Objective |
Without the images, write out the whole listing exactly.

[START]

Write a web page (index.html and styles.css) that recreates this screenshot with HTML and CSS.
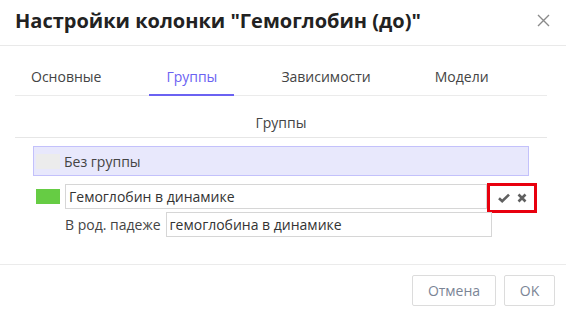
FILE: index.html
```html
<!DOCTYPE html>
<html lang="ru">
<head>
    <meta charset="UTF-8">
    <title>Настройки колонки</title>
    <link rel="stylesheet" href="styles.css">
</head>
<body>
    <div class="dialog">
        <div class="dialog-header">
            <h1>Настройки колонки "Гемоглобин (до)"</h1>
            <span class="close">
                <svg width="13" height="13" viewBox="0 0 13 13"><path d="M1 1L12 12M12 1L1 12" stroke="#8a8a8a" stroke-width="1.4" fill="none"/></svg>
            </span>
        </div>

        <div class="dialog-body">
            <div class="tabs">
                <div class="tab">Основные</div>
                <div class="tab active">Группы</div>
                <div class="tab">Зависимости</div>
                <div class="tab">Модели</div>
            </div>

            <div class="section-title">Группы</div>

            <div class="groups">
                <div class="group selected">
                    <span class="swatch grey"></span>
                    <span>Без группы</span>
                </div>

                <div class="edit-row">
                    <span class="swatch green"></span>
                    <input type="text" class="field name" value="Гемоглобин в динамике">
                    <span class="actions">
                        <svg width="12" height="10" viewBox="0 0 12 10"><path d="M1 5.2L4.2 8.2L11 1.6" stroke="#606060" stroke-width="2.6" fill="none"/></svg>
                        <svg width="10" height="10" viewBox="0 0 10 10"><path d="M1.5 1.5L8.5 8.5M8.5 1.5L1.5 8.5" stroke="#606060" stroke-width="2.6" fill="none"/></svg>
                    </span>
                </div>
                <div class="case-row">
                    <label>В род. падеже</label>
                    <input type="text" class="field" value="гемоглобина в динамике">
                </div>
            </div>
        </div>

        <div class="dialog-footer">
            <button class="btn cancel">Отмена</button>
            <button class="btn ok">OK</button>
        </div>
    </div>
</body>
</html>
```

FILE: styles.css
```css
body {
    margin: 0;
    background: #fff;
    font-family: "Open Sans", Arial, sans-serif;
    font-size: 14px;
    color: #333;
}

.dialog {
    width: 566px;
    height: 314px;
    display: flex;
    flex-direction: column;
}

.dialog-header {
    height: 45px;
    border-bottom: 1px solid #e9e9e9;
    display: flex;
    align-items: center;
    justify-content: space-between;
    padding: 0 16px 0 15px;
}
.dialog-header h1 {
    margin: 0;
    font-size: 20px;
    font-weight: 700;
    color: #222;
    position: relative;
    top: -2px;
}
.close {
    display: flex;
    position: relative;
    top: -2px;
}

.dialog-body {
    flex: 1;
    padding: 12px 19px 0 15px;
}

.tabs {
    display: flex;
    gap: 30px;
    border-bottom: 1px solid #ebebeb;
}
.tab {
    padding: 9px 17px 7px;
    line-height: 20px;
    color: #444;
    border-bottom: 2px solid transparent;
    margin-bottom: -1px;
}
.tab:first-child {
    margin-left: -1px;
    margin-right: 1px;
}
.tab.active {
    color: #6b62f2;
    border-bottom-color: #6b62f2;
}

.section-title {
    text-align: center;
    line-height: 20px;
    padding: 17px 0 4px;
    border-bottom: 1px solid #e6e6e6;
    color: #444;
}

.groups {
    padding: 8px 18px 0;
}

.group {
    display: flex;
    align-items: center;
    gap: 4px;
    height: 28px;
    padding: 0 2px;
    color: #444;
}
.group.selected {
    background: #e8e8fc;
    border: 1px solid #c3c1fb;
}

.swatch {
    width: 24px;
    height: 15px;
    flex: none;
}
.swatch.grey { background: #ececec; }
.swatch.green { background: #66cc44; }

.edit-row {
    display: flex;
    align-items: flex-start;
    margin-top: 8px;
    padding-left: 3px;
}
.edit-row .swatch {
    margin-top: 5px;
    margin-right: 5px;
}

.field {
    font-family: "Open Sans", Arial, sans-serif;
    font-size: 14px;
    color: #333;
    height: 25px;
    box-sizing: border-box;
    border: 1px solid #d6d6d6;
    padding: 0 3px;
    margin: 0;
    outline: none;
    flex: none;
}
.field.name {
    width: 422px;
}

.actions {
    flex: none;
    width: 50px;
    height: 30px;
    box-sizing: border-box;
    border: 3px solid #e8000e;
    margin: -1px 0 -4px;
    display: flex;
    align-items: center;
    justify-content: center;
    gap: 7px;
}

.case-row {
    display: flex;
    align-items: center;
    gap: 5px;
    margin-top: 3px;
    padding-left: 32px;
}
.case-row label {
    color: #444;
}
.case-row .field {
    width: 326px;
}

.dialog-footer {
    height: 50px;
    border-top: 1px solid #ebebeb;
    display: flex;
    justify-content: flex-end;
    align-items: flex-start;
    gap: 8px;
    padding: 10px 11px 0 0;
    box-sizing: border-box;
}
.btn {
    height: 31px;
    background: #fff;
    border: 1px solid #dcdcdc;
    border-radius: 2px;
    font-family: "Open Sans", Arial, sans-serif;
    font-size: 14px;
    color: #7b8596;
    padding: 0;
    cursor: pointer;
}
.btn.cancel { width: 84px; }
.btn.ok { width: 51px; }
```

[END]

Task solution |
Write a web page (index.html and styles.css) that recreates this screenshot with HTML and CSS.
FILE: index.html
```html
<!DOCTYPE html>
<html lang="ru">
<head>
    <meta charset="UTF-8">
    <title>Настройки колонки</title>
    <link rel="stylesheet" href="styles.css">
</head>
<body>
    <div class="dialog">
        <div class="dialog-header">
            <h1>Настройки колонки "Гемоглобин (до)"</h1>
            <span class="close">
                <svg width="13" height="13" viewBox="0 0 13 13"><path d="M1 1L12 12M12 1L1 12" stroke="#8a8a8a" stroke-width="1.4" fill="none"/></svg>
            </span>
        </div>

        <div class="dialog-body">
            <div class="tabs">
                <div class="tab">Основные</div>
                <div class="tab active">Группы</div>
                <div class="tab">Зависимости</div>
                <div class="tab">Модели</div>
            </div>

            <div class="section-title">Группы</div>

            <div class="groups">
                <div class="group selected">
                    <span class="swatch grey"></span>
                    <span>Без группы</span>
                </div>

                <div class="edit-row">
                    <span class="swatch green"></span>
                    <input type="text" class="field name" value="Гемоглобин в динамике">
                    <span class="actions">
                        <svg width="12" height="10" viewBox="0 0 12 10"><path d="M1 5.2L4.2 8.2L11 1.6" stroke="#606060" stroke-width="2.6" fill="none"/></svg>
                        <svg width="10" height="10" viewBox="0 0 10 10"><path d="M1.5 1.5L8.5 8.5M8.5 1.5L1.5 8.5" stroke="#606060" stroke-width="2.6" fill="none"/></svg>
                    </span>
                </div>
                <div class="case-row">
                    <label>В род. падеже</label>
                    <input type="text" class="field" value="гемоглобина в динамике">
                </div>
            </div>
        </div>

        <div class="dialog-footer">
            <button class="btn cancel">Отмена</button>
            <button class="btn ok">OK</button>
        </div>
    </div>
</body>
</html>
```

FILE: styles.css
```css
body {
    margin: 0;
    background: #fff;
    font-family: "Open Sans", Arial, sans-serif;
    font-size: 14px;
    color: #333;
}

.dialog {
    width: 566px;
    height: 314px;
    display: flex;
    flex-direction: column;
}

.dialog-header {
    height: 45px;
    border-bottom: 1px solid #e9e9e9;
    display: flex;
    align-items: center;
    justify-content: space-between;
    padding: 0 16px 0 15px;
}
.dialog-header h1 {
    margin: 0;
    font-size: 20px;
    font-weight: 700;
    color: #222;
    position: relative;
    top: -2px;
}
.close {
    display: flex;
    position: relative;
    top: -2px;
}

.dialog-body {
    flex: 1;
    padding: 12px 19px 0 15px;
}

.tabs {
    display: flex;
    gap: 30px;
    border-bottom: 1px solid #ebebeb;
}
.tab {
    padding: 9px 17px 7px;
    line-height: 20px;
    color: #444;
    border-bottom: 2px solid transparent;
    margin-bottom: -1px;
}
.tab:first-child {
    margin-left: -1px;
    margin-right: 1px;
}
.tab.active {
    color: #6b62f2;
    border-bottom-color: #6b62f2;
}

.section-title {
    text-align: center;
    line-height: 20px;
    padding: 17px 0 4px;
    border-bottom: 1px solid #e6e6e6;
    color: #444;
}

.groups {
    padding: 8px 18px 0;
}

.group {
    display: flex;
    align-items: center;
    gap: 4px;
    height: 28px;
    padding: 0 2px;
    color: #444;
}
.group.selected {
    background: #e8e8fc;
    border: 1px solid #c3c1fb;
}

.swatch {
    width: 24px;
    height: 15px;
    flex: none;
}
.swatch.grey { background: #ececec; }
.swatch.green { background: #66cc44; }

.edit-row {
    display: flex;
    align-items: flex-start;
    margin-top: 8px;
    padding-left: 3px;
}
.edit-row .swatch {
    margin-top: 5px;
    margin-right: 5px;
}

.field {
    font-family: "Open Sans", Arial, sans-serif;
    font-size: 14px;
    color: #333;
    height: 25px;
    box-sizing: border-box;
    border: 1px solid #d6d6d6;
    padding: 0 3px;
    margin: 0;
    outline: none;
    flex: none;
}
.field.name {
    width: 422px;
}

.actions {
    flex: none;
    width: 50px;
    height: 30px;
    box-sizing: border-box;
    border: 3px solid #e8000e;
    margin: -1px 0 -4px;
    display: flex;
    align-items: center;
    justify-content: center;
    gap: 7px;
}

.case-row {
    display: flex;
    align-items: center;
    gap: 5px;
    margin-top: 3px;
    padding-left: 32px;
}
.case-row label {
    color: #444;
}
.case-row .field {
    width: 326px;
}

.dialog-footer {
    height: 50px;
    border-top: 1px solid #ebebeb;
    display: flex;
    justify-content: flex-end;
    align-items: flex-start;
    gap: 8px;
    padding: 10px 11px 0 0;
    box-sizing: border-box;
}
.btn {
    height: 31px;
    background: #fff;
    border: 1px solid #dcdcdc;
    border-radius: 2px;
    font-family: "Open Sans", Arial, sans-serif;
    font-size: 14px;
    color: #7b8596;
    padding: 0;
    cursor: pointer;
}
.btn.cancel { width: 84px; }
.btn.ok { width: 51px; }
```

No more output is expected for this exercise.